The U.K.’s Ronnie “the Rocket” O’Sullivan, perhaps the greatest snooker player to have ever graced the game, declared himself a Hong Kong resident last week, as tennis’s quadruple grand slam winner Naomi Osaka served up a selfie for the city’s Beijing-curated M+ gallery.
A few days earlier, Patrick Keane, one of the few remaining barristers in all Australia who holds the esteemed — if colonial — title of King’s Counsel, rode out protests to steadfastly remain a non-permanent judge of the Hong Kong Court of Final Appeal.
For his part, O’Sullivan shot a promotional video with Benson Kwok (郭俊峯), the director of Hong Kong’s Immigration Department, presenting the latter as a lighthearted billiard-table whizz who welcomes newcomers to a relaxed and friendly tax haven with superb sightseeing and excellent cuisine. Ronnie is impressed. “If you want to live a life, a good life, come to Hong Kong,” he states, leaning back in an armchair, Benson chatting convivially to his side.

This and the other high-profile seals of approval will feel like an oxygen mask to Hong Kong’s suffocating leadership as it attempts to climb out from the pit it has dug for itself and clumsily tripped into. Having driven away a huge chunk of its workforce by threatening to jail them, spooked investors and convinced citizens never to give birth, it desperately needs to fill monetary, expertise and labor chasms in its economy.
Foreign figures, either famous and familiar or supposedly respectable, who can reassure the rest of the world that the city is open and desirable with a dependable legal system, just might be able to attract Middle Eastern moneymen and some 180,000 others to paper over the cracks in everything from to accounting to dentistry, where 110 of 370 positions in the public sector were vacant as of July this year. Hence a role for Ronnie, Naomi, Patrick and whoever else can tell Hong Kong’s story well.
There is, however, a catch: While foreigners are hot property to give Hong Kong the thumbs up, they are expected to keep their eyes firmly on the ground and their hands tightly over their ears during their stay. Photojournalists who capture pro-democracy media mogul Jimmy Lai (黎智英) in chains, representatives for freedom of expression NGOs and human rights experts are decidedly less welcome.
And the same goes for witnesses for defendants in national security trials. On October 28, Chow Hang-tung (鄒幸彤), the often solitarily confined barrister and activist who has been instrumental in both maintaining the collective memory of China’s Tiananmen Massacre and pushing for citizen voting rights, was barred from calling overseas witnesses to give evidence in her forthcoming trial for inciting subversion of state power, even though such figures are permitted when other kinds of offenses are being tried.

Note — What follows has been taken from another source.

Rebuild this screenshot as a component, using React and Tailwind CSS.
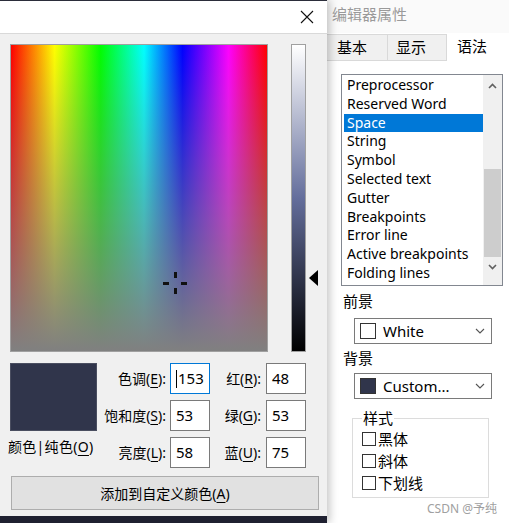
import React from "react";

const FONT = "font-['Noto_Sans','Noto_Sans_CJK_SC',sans-serif]";

// underlined access key
const K = ({ children }) => <span className="underline underline-offset-[3px]">{children}</span>;

const NumBox = ({ value, focused }) => (
  <div
    className={
      "w-[40px] h-[31px] bg-white border flex items-center pl-[5px] text-[15px] text-black " +
      (focused ? "border-[#0078d7]" : "border-[#7a7a7a]")
    }
  >
    {focused && <span className="w-px h-[18px] bg-black mr-px" />}
    {value}
  </div>
);

const Row = ({ l1, v1, l2, v2, focused }) => (
  <div className="flex items-center h-[31px]">
    <div className="w-[70px] text-right text-[14px] pr-[1px]">{l1}</div>
    <div className="ml-[3px]">
      <NumBox value={v1} focused={focused} />
    </div>
    <div className="w-[52px] text-right text-[14px] pr-[1px]">{l2}</div>
    <div className="ml-[4px]">
      <NumBox value={v2} />
    </div>
  </div>
);

function ColorDialog() {
  return (
    <div className="relative z-10 w-[328px] flex flex-col shadow-[3px_0_8px_rgba(0,0,0,0.22)]">
      <div className="h-[34px] bg-white border-t border-[#2b2d3a] border-b border-b-[#d9d9d9] flex items-center justify-end pr-[13px]">
        <svg width="14" height="14" viewBox="0 0 14 14">
          <path d="M1 1L13 13M13 1L1 13" stroke="#111" strokeWidth="1.1" />
        </svg>
      </div>
      <div className="flex-1 bg-[#f0f0f0] pl-[10px] pt-[10px]">
        <div className="flex">
          <div className="relative w-[258px] h-[308px] border border-[#a0a0a0] bg-[linear-gradient(to_right,#f00_0%,#ff0_17%,#0f0_35%,#0ff_52%,#00f_67%,#f0f_85%,#f00_100%)]">
            <div className="absolute inset-0 bg-[linear-gradient(to_bottom,rgba(128,128,128,0),rgba(128,128,128,0.55)_55%,#808080)]" />
            <svg className="absolute left-[151px] top-[225px]" width="26" height="26" viewBox="0 0 26 26">
              <rect x="12" y="2" width="3" height="6" fill="#111" />
              <rect x="12" y="18" width="3" height="6" fill="#111" />
              <rect x="1" y="12" width="6" height="3" fill="#111" />
              <rect x="19" y="12" width="6" height="3" fill="#111" />
            </svg>
          </div>
          <div className="ml-[23px] w-[15px] h-[308px] border border-[#a0a0a0] bg-[linear-gradient(to_bottom,#fff,#646e9c,#000)]" />
          <div className="relative w-[20px] h-[308px]">
            <svg className="absolute left-[3px] top-[226px]" width="10" height="16" viewBox="0 0 10 16">
              <path d="M9 0V16L0 8Z" fill="#000" />
            </svg>
          </div>
        </div>

        <div className="flex mt-[11px]">
          <div className="w-[87px] flex flex-col">
            <div className="h-[68px] bg-[#30354b] border border-[#4a4e60]" />
            <div className="mt-[5px] -ml-[2px] text-[14px] whitespace-nowrap tracking-[0.3px]">
              颜色|纯色(<K>O</K>)
            </div>
          </div>
          <div className="flex flex-col gap-[6px]">
            <Row l1={<>色调(<K>E</K>):</>} v1="153" focused l2={<>红(<K>R</K>):</>} v2="48" />
            <Row l1={<>饱和度(<K>S</K>):</>} v1="53" l2={<>绿(<K>G</K>):</>} v2="53" />
            <Row l1={<>亮度(<K>L</K>):</>} v1="58" l2={<>蓝(<K>U</K>):</>} v2="75" />
          </div>
        </div>

        <button className="mt-[8px] ml-[1px] w-[308px] h-[34px] bg-[#e1e1e1] border border-[#adadad] text-[14px] text-black">
          添加到自定义颜色(<K>A</K>)
        </button>
      </div>
      <div className="h-[7px] bg-[#1f2030]" />
    </div>
  );
}

const items = [
  "Preprocessor",
  "Reserved Word",
  "Space",
  "String",
  "Symbol",
  "Selected text",
  "Gutter",
  "Breakpoints",
  "Error line",
  "Active breakpoints",
  "Folding lines",
];

const Combo = ({ swatch, label }) => (
  <div className="ml-[13px] w-[138px] h-[26px] bg-white border border-[#7a7a7a] flex items-center pl-[5px] pr-[6px]">
    <div className={"w-[16px] h-[16px] border border-[#333] " + swatch} />
    <span className="ml-[7px] text-[15px] flex-1">{label}</span>
    <svg width="10" height="6" viewBox="0 0 10 6">
      <path d="M1 1L5 5L9 1" stroke="#555" fill="none" strokeWidth="1.1" />
    </svg>
  </div>
);

const Check = ({ label }) => (
  <div className="flex items-center h-[22px]">
    <div className="w-[14px] h-[14px] border border-[#333] bg-white" />
    <span className="ml-[2px] text-[15px]">{label}</span>
  </div>
);

function SyntaxPanel() {
  return (
    <div className="flex-1 flex flex-col bg-white">
      <div className="h-[33px] bg-[#fafafa] pl-[5px] pt-[3px] text-[15px] text-[#9a9a9a]">编辑器属性</div>
      <div className="h-[28px] flex items-end bg-white border-b border-[#d9d9d9]">
        <div className="w-[61px] h-[26px] bg-[#f0f0f0] border-t border-r border-[#d9d9d9] pl-[10px] text-[15px] leading-[25px]">
          基本
        </div>
        <div className="w-[59px] h-[26px] bg-[#f0f0f0] border-t border-r border-[#d9d9d9] pl-[8px] text-[15px] leading-[25px]">
          显示
        </div>
        <div className="w-[62px] h-[28px] -mb-px bg-white pl-[10px] text-[15px] leading-[26px]">语法</div>
      </div>
      <div className="pl-[14px] pt-[13px]">
        <div className="w-[162px] h-[212px] border border-[#828790] flex">
          <div className="flex-1 pl-[2px] pt-[1px]">
            {items.map((it) => (
              <div
                key={it}
                className={
                  "h-[18.8px] leading-[18.8px] pl-[3px] text-[14px] whitespace-nowrap " +
                  (it === "Space" ? "bg-[#0078d7] text-white" : "text-black")
                }
              >
                {it}
              </div>
            ))}
          </div>
          <div className="w-[19px] bg-[#f0f0f0] flex flex-col items-center">
            <svg className="mt-[8px]" width="9" height="6" viewBox="0 0 9 6">
              <path d="M1 5L4.5 1.5L8 5" stroke="#606060" fill="none" strokeWidth="1.6" />
            </svg>
            <div className="mt-[80px] w-[17px] h-[88px] bg-[#cdcdcd]" />
            <svg className="mt-[7px]" width="9" height="6" viewBox="0 0 9 6">
              <path d="M1 1L4.5 4.5L8 1" stroke="#606060" fill="none" strokeWidth="1.6" />
            </svg>
          </div>
        </div>

        <div className="mt-[5px] ml-[2px] text-[15px] leading-[20px]">前景</div>
        <div className="mt-[7px]">
          <Combo swatch="bg-white" label="White" />
        </div>
        <div className="mt-[4px] ml-[2px] text-[15px] leading-[20px]">背景</div>
        <div className="mt-[5px]">
          <Combo swatch="bg-[#30354b]" label="Custom..." />
        </div>

        <div className="relative ml-[11px] mt-[19px] w-[137px] h-[80px] border border-[#dcdcdc] pl-[9px] pt-[9px]">
          <div className="absolute -top-[11px] left-[9px] bg-white text-[15px] leading-[20px] px-px">样式</div>
          <Check label="黑体" />
          <Check label="斜体" />
          <Check label="下划线" />
        </div>
        <div className="mt-[2px] ml-[86px] text-[12px] text-[#a0a0a0] whitespace-nowrap">CSDN @予纯</div>
      </div>
    </div>
  );
}

export default function App() {
  return (
    <div className={"w-[509px] h-[523px] flex overflow-hidden bg-white text-black " + FONT}>
      <ColorDialog />
      <SyntaxPanel />
    </div>
  );
}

Legal grounds for denying her this option were laid by Hong Kong’s homegrown “Article 23” legislation, passed amid dictatorial pomp in March this year, which prevents witnesses from giving evidence via a live broadcast for national security cases specifically. The underpinning logic is that people providing testimony from afar are vulnerable to coercive pressures.

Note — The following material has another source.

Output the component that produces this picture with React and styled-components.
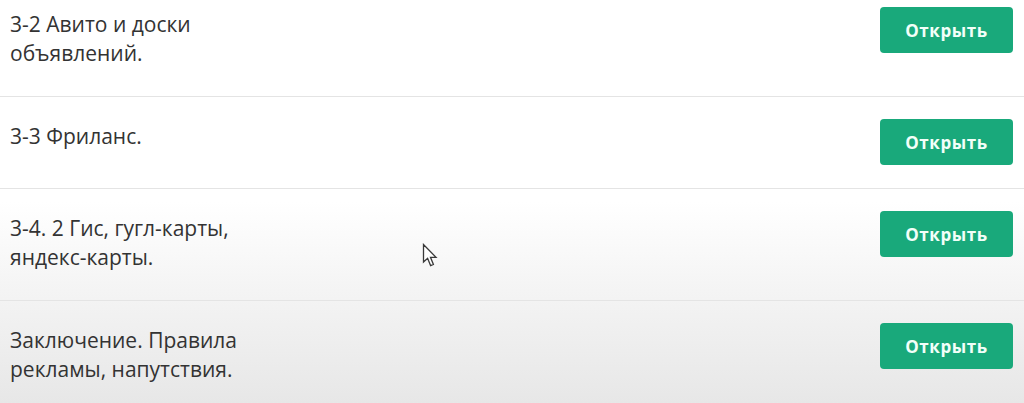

Legitimate as this may sound, it is patently not the real reason why overseas witnesses are less attractive to Hong Kong in these cases than overseas judges, tennis aces and snooker stars. As pointed out by Chow in her challenge to the law, if intimidation was truly a justice concern, the same rule would surely apply to trials related to organized crime.

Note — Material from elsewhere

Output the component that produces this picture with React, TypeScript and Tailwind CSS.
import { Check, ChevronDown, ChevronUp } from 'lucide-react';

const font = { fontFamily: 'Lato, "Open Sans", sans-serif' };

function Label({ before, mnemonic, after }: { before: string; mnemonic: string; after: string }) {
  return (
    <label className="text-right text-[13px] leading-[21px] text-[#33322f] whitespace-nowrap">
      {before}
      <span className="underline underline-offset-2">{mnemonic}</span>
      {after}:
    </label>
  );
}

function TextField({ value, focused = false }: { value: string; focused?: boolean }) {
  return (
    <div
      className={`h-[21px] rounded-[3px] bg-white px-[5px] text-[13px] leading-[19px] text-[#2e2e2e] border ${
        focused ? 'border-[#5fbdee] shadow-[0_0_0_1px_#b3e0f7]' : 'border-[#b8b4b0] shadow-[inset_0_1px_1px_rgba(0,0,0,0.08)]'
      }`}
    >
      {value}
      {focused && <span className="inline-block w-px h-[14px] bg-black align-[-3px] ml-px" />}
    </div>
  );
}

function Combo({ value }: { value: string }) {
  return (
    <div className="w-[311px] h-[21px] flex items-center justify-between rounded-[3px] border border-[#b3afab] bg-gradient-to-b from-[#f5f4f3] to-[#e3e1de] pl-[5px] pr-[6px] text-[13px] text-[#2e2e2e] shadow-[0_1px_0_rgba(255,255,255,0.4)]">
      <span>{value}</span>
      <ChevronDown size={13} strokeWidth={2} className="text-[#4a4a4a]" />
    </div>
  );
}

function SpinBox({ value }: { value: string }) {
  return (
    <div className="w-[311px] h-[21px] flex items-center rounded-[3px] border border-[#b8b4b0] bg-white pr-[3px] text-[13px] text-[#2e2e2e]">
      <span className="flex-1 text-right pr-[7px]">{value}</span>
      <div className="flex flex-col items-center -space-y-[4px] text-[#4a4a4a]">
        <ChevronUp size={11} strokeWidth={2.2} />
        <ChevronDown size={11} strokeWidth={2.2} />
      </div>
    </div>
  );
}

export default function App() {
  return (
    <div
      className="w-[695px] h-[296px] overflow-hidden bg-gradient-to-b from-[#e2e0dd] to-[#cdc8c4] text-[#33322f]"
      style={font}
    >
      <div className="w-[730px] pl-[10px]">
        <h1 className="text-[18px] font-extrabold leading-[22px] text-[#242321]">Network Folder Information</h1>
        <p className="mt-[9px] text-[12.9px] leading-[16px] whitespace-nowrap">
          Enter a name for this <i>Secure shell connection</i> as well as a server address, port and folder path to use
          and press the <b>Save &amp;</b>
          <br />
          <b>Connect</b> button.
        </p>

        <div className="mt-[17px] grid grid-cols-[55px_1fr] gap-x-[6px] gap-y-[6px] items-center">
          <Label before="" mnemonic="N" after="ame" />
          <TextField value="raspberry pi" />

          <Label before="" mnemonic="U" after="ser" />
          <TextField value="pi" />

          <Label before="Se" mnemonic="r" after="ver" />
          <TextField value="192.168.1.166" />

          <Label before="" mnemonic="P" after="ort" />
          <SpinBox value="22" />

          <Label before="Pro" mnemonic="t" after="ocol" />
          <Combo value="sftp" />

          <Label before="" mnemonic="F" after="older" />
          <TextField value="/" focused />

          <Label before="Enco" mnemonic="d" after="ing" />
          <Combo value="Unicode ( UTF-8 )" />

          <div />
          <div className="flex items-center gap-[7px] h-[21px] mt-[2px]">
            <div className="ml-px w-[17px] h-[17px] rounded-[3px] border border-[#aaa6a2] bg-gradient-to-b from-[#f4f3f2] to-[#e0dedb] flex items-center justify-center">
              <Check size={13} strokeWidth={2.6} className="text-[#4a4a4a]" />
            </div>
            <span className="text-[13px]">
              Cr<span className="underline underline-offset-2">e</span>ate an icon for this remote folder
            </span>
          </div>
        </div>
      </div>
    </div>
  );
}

No, a convincing explanation for the block is not that authorities wish to preserve witness integrity. On the contrary, it is that they would like to safeguard the ability to tamper with witnesses themselves when targeting leaders of Hong Kong’s pro-democracy movement.
For transnational repression is still a work in progress for the Hong Kong government, and it is much more convenient to simply lock people up on home soil until they sing to the government’s tune or have them live with the outside chance of being bundled into mainland China, where torture is one of the tools of the trade. This requires them to be where authorities can easily get their hands on them, not half a world away in a more genuine rule-of-law jurisdictions.
Thus, for all the angles that O’Sullivan can see on the snooker table, Osaka on the tennis court and Keane in his courtroom, they will have to be very careful about the perspective they observe for as long as they wish to remain on pool-shooting terms with Hong Kong’s powerholders.
That is, if they ever want to speak about it afterwards.